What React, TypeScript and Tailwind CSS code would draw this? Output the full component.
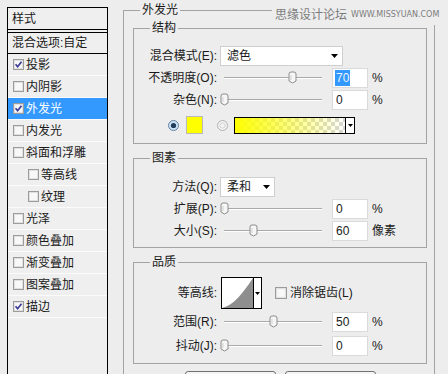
import React from 'react';

const LAYERS = [
  { t: '投影', on: true },
  { t: '内阴影' },
  { t: '外发光', on: true, active: true },
  { t: '内发光' },
  { t: '斜面和浮雕' },
  { t: '等高线', sub: true },
  { t: '纹理', sub: true },
  { t: '光泽' },
  { t: '颜色叠加' },
  { t: '渐变叠加' },
  { t: '图案叠加' },
  { t: '描边', on: true },
];

const Check = ({ on, size = 11 }: { on?: boolean; size?: number }) => (
  <svg width={size} height={size} viewBox="0 0 11 11" className="shrink-0">
    <rect x="0.5" y="0.5" width="10" height="10" fill="#f8f8f8" stroke="#9c9c9c" />
    <rect x="1.5" y="1.5" width="8" height="8" fill="none" stroke="#e0e0e0" />
    {on && <path d="M2.6 5.3 L4.6 7.7 L8.5 2.7" fill="none" stroke="#3a3a96" strokeWidth="1.7" />}
  </svg>
);

const Arrow = () => (
  <svg width="7" height="4" viewBox="0 0 7 4" className="shrink-0">
    <path d="M0 0 H7 L3.5 4 Z" fill="#000" />
  </svg>
);

const Slider = ({ pct }: { pct: number }) => (
  <div className="relative ml-[3px] flex h-full w-[106px] items-center px-[4px]">
    <div className="h-[2px] w-full border-y border-t-[#a9a9a9] border-b-white" />
    <svg
      width="9"
      height="13"
      viewBox="0 0 9 13"
      className="absolute top-[4px]"
      style={{ left: 4 + (98 * pct) / 100 - 4.5 }}
    >
      <path d="M1 3 Q1 1 3 1 H6 Q8 1 8 3 V10 L4.5 12 L1 10 Z" fill="#f6f6f6" stroke="#8c8c8c" />
      <path d="M3 4 V9" stroke="#cfcfcf" />
    </svg>
  </div>
);

const Num = ({ v, sel }: { v: string; sel?: boolean }) => (
  <div className="ml-[6px] flex h-[20px] w-[36px] items-center border border-[#dadada] bg-white pl-[2px]">
    <span className={sel ? 'bg-[#3399ff] px-[1px] text-[#eaf4ff]' : 'px-[1px]'}>{v}</span>
  </div>
);

const Row = ({ label, children }: { label: string; children: React.ReactNode }) => (
  <div className="flex h-[22px] items-center">
    <div className="w-[83px] text-right">{label}</div>
    {children}
  </div>
);

const Group = ({ title, className, children }: { title: string; className: string; children: React.ReactNode }) => (
  <fieldset className={`ml-[9px] w-[294px] border border-[#a3a3a3] ${className}`}>
    <legend className="ml-[16px] px-[2px] leading-[16px]">{title}</legend>
    {children}
  </fieldset>
);

export default function App() {
  return (
    <div className="relative flex h-[374px] w-[448px] items-start overflow-hidden bg-[#ededed] font-['Liberation_Sans','Noto_Sans_CJK_SC',sans-serif] text-[12px] leading-[16px] text-[#1a1a1a]">
      {/* style list */}
      <div className="ml-[7px] mt-[7px] h-[380px] w-[101px] shrink-0 border-x border-t border-black bg-[#efefef]">
        <div className="flex h-[22px] items-center border-b border-black pl-[4px]">样式</div>
        <div className="h-[2px]" />
        <div className="flex h-[22px] items-center border-y border-black pl-[4px]">混合选项:自定</div>
        {LAYERS.map((l) => (
          <div
            key={l.t}
            className={`flex h-[22px] items-center border-b border-[#fbfbfb] ${l.sub ? 'pl-[20px]' : 'pl-[5px]'} ${
              l.active ? 'bg-[#3399ff] text-white' : ''
            }`}
          >
            <Check on={l.on} />
            <span className="ml-[2px]">{l.t}</span>
          </div>
        ))}
      </div>

      {/* outer glow panel */}
      <fieldset className="ml-[15px] mt-[2px] h-[420px] w-[312px] shrink-0 border border-[#a3a3a3]">
        <legend className="ml-[16px] px-[2px] leading-[16px]">外发光</legend>

        <Group title="结构" className="mt-[2px] pb-[7px] pt-[9px]">
          <Row label="混合模式(E):">
            <div className="ml-[3px] flex h-[20px] w-[123px] items-center justify-between border border-[#cfcfcf] bg-white pl-[6px] pr-[4px]">
              <span>滤色</span>
              <Arrow />
            </div>
          </Row>
          <Row label="不透明度(O):">
            <Slider pct={70} />
            <Num v="70" sel />
            <span className="ml-[4px]">%</span>
          </Row>
          <Row label="杂色(N):">
            <Slider pct={0} />
            <Num v="0" />
            <span className="ml-[4px]">%</span>
          </Row>
          <div className="mt-[3px] flex h-[22px] items-center pl-[34px]">
            <svg width="11" height="11" viewBox="0 0 11 11" className="shrink-0">
              <circle cx="5.5" cy="5.5" r="5" fill="#cfe0f0" stroke="#5f84aa" />
              <circle cx="5.5" cy="5.5" r="2.6" fill="#1f3c5c" />
            </svg>
            <div className="ml-[7px] h-[18px] w-[17px] border border-[#b9b9b9] bg-[#ffff00]" />
            <svg width="11" height="11" viewBox="0 0 11 11" className="ml-[14px] shrink-0">
              <circle cx="5.5" cy="5.5" r="5" fill="#f3f3f3" stroke="#b0b0b0" />
              <circle cx="5.5" cy="5.5" r="2.6" fill="none" stroke="#d4d4d4" />
            </svg>
            <div className="ml-[6px] flex h-[17px] w-[121px] border border-black">
              <div className="flex-1 bg-[repeating-conic-gradient(#d6d6d6_0_25%,#ffffff_0_50%)] bg-[length:8px_8px]">
                <div className="h-full w-full bg-[linear-gradient(to_right,#ffff00,rgba(255,255,0,0.55)_45%,rgba(255,255,0,0))]" />
              </div>
              <div className="flex w-[9px] items-center justify-center border-l border-black bg-white">
                <svg width="5" height="3" viewBox="0 0 5 3">
                  <path d="M0 0 H5 L2.5 3 Z" fill="#000" />
                </svg>
              </div>
            </div>
          </div>
        </Group>

        <Group title="图素" className="mt-[6px] pb-[5px] pt-[10px]">
          <Row label="方法(Q):">
            <div className="ml-[3px] flex h-[20px] w-[55px] items-center justify-between border border-[#cfcfcf] bg-white pl-[6px] pr-[4px]">
              <span>柔和</span>
              <Arrow />
            </div>
          </Row>
          <Row label="扩展(P):">
            <Slider pct={0} />
            <Num v="0" />
            <span className="ml-[4px]">%</span>
          </Row>
          <Row label="大小(S):">
            <Slider pct={30} />
            <Num v="60" />
            <span className="ml-[4px]">像素</span>
          </Row>
        </Group>

        <Group title="品质" className="mt-[6px] pb-[6px] pt-[6px]">
          <div className="flex h-[34px] items-center">
            <div className="w-[83px] text-right">等高线:</div>
            <div className="ml-[4px] flex h-[32px] border border-black">
              <svg width="31" height="30" viewBox="0 0 31 30" className="bg-white">
                <path d="M0 30 C 12 27, 21 15, 31 0 L31 30 Z" fill="#8e8e8e" />
              </svg>
              <div className="flex w-[8px] items-center justify-center border-l border-black bg-white">
                <svg width="5" height="3" viewBox="0 0 5 3">
                  <path d="M0 0 H5 L2.5 3 Z" fill="#000" />
                </svg>
              </div>
            </div>
            <div className="ml-[13px]">
              <Check size={12} />
            </div>
            <span className="ml-[3px]">消除锯齿(L)</span>
          </div>
          <div className="mt-[1px]">
            <Row label="范围(R):">
              <Slider pct={50} />
              <Num v="50" />
              <span className="ml-[4px]">%</span>
            </Row>
          </div>
          <div className="mt-[2px]">
            <Row label="抖动(J):">
              <Slider pct={0} />
              <Num v="0" />
              <span className="ml-[4px]">%</span>
            </Row>
          </div>
        </Group>

        <div className="ml-[61px] mt-[7px] flex gap-[9px]">
          <div className="h-[22px] w-[91px] rounded-[3px] border border-[#707070] bg-[linear-gradient(#f6f6f6,#dddddd)]" />
          <div className="h-[22px] w-[91px] rounded-[3px] border border-[#707070] bg-[linear-gradient(#f6f6f6,#dddddd)]" />
        </div>
      </fieldset>

      {/* forum watermark over the frame */}
      <div className="absolute left-[272px] right-0 top-[5px] flex h-[20px] items-center whitespace-nowrap bg-[#ededed] pl-[3px] text-[#7c7c7c]">
        <span>思缘设计论坛</span>
        <span className="ml-[4px] font-['DejaVu_Sans',sans-serif] text-[8px] leading-[14px]">WWW.MISSYUAN.COM</span>
      </div>
    </div>
  );
}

--- --- ---

(Work to do): State the number of lines holding the word "React" in the listing. Add nothing else.

(Expected answer): 4